Show all lines from the listing below that contain "styles".

>> Start

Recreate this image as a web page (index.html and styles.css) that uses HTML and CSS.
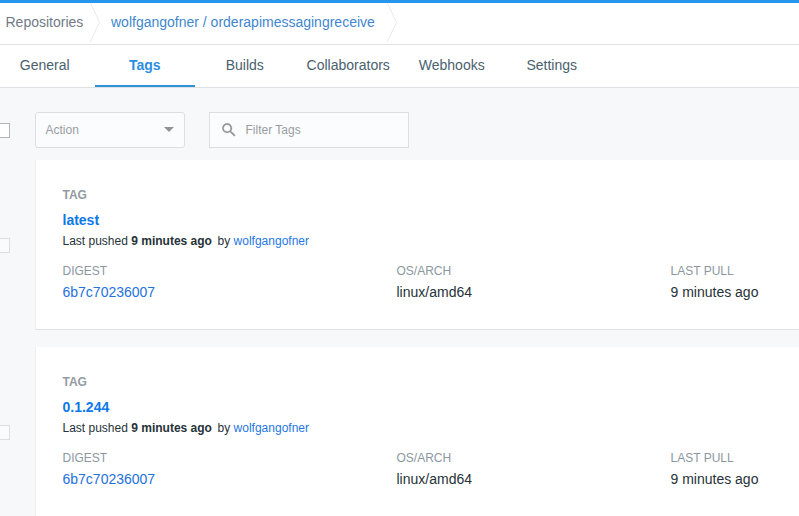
FILE: index.html
```html
<!DOCTYPE html>
<html lang="en">
<head>
<meta charset="utf-8">
<title>Tags</title>
<link rel="stylesheet" href="styles.css">
</head>
<body>
<header class="breadcrumbs">
  <a class="crumb-root">Repositories</a>
  <svg class="chevron" width="12" height="41" viewBox="0 0 12 41"><path d="M0 -1L9.500 19.500L0 39"/></svg>
  <a class="crumb-repo">wolfgangofner / orderapimessagingreceive</a>
  <svg class="chevron" width="12" height="41" viewBox="0 0 12 41"><path d="M0 -1L9.500 19.500L0 39"/></svg>
</header>
<nav class="tabs">
  <a class="tab">General</a>
  <a class="tab active">Tags</a>
  <a class="tab">Builds</a>
  <a class="tab wide">Collaborators</a>
  <a class="tab">Webhooks</a>
  <a class="tab">Settings</a>
</nav>
<main>
  <div class="row toolbar">
    <span class="check enabled"></span>
    <div class="select"><span>Action</span><svg width="10" height="5" viewBox="0 0 10 5"><path d="M0 0H10L5 5Z"/></svg></div>
    <div class="search">
      <svg width="18" height="18" viewBox="0 0 24 24"><path d="M15.500 14h-.79l-.28-.27A6.470 6.470 0 0 0 16 9.500 6.500 6.500 0 1 0 9.500 16c1.610 0 3.090-.59 4.230-1.570l.27.28v.79l5 4.990L20.490 19l-4.990-5zm-6 0C7.010 14 5 11.990 5 9.500S7.010 5 9.500 5 14 7.010 14 9.500 11.990 14 9.500 14z"/></svg>
      <span>Filter Tags</span>
    </div>
  </div>
  <div class="row">
    <span class="check"></span>
    <section class="card">
      <div class="label tag-label">TAG</div>
      <a class="tag-name">latest</a>
      <div class="pushed">Last pushed <b>9 minutes ago</b><span class="by">by <a>wolfgangofner</a></span></div>
      <div class="details">
        <div><div class="label">DIGEST</div><a class="value">6b7c70236007</a></div>
        <div><div class="label">OS/ARCH</div><div class="value">linux/amd64</div></div>
        <div><div class="label">LAST PULL</div><div class="value">9 minutes ago</div></div>
      </div>
    </section>
  </div>
  <div class="row">
    <span class="check"></span>
    <section class="card">
      <div class="label tag-label">TAG</div>
      <a class="tag-name">0.1.244</a>
      <div class="pushed">Last pushed <b>9 minutes ago</b><span class="by">by <a>wolfgangofner</a></span></div>
      <div class="details">
        <div><div class="label">DIGEST</div><a class="value">6b7c70236007</a></div>
        <div><div class="label">OS/ARCH</div><div class="value">linux/amd64</div></div>
        <div><div class="label">LAST PULL</div><div class="value">9 minutes ago</div></div>
      </div>
    </section>
  </div>
</main>
</body>
</html>
```
FILE: styles.css
```css
* { box-sizing: border-box; }
body {
  margin: 0;
  height: 516px;
  overflow: hidden;
  background: #f7f8fa;
  color: #263238;
  font: 12px/16px "Liberation Sans", Arial, sans-serif;
}
.breadcrumbs {
  display: flex;
  height: 45px;
  padding-left: 5.5px;
  border-top: 3px solid #2496ed;
  border-bottom: 1px solid #e1e3e6;
  background: #fff;
  font-size: 14px;
  line-height: 39px;
  white-space: nowrap;
}
.crumb-root { width: 84.5px; color: #707b85; }
.crumb-repo { width: 276px; margin-left: 9px; color: #4187cf; }
.chevron { flex: none; fill: none; stroke: #e6e8ea; }
.tabs {
  display: flex;
  height: 43px;
  margin-left: -5px;
  border-bottom: 1px solid #dee1e4;
  background: #fff;
  color: #4a616e;
  font-size: 14px;
  line-height: 41px;
  text-align: center;
}
.tab { flex: none; width: 100px; height: 42px; padding-right: .5px; }
.tab.wide { width: 107px; }
.tab.active { border-bottom: 2px solid #3091d9; color: #2b8ee0; font-weight: bold; }
.row { display: flex; align-items: center; margin-bottom: 17px; }
.toolbar { margin: 24px 0 12px; height: 36px; }
.check {
  flex: none;
  width: 15px;
  height: 15px;
  margin: 0 25px 0 -5px;
  border: 1px solid #dcdfe2;
  background: #fafbfc;
}
.check.enabled { border-color: #b2b4b7; background: #fff; }
.select, .search {
  display: flex;
  align-items: center;
  height: 36px;
  border: 1px solid #dcdee1;
  background: #fbfcfd;
  color: #979da2;
}
.select {
  justify-content: space-between;
  width: 150px;
  padding: 0 10px 0 9.5px;
  border-radius: 3px;
}
.select svg, .search svg { fill: #8f9397; }
.select svg { margin-top: -2px; }
.search svg { stroke: #8f9397; stroke-width: .3; }
.search { width: 200px; margin-left: 24px; padding-left: 10px; gap: 7.5px; }
.card {
  flex: 1;
  height: 170px;
  padding: 27px 0 0 26.5px;
  border-left: 1px solid #eceef0;
  border-bottom: 1px solid #dfe2e4;
  background: #fff;
}
.label { color: #8b979f; }
.tag-label { font-weight: bold; color: #939ba2; }
.tag-name {
  display: block;
  margin-top: 8px;
  color: #0d78e7;
  font-size: 14px;
  line-height: 18px;
  font-weight: bold;
}
.pushed { margin-top: 4px; white-space: nowrap; }
.by { margin-left: 5.7px; }
.by a { color: #2577e3; }
.details { display: grid; grid-template-columns: 334px 274px 1fr; margin-top: 14px; }
.value { display: block; margin-top: 4px; font-size: 14px; line-height: 18px; white-space: nowrap; }
a.value { color: #2471dc; }
```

>> End

### RESULT
Recreate this image as a web page (index.html and styles.css) that uses HTML and CSS.
<link rel="stylesheet" href="styles.css">
FILE: styles.css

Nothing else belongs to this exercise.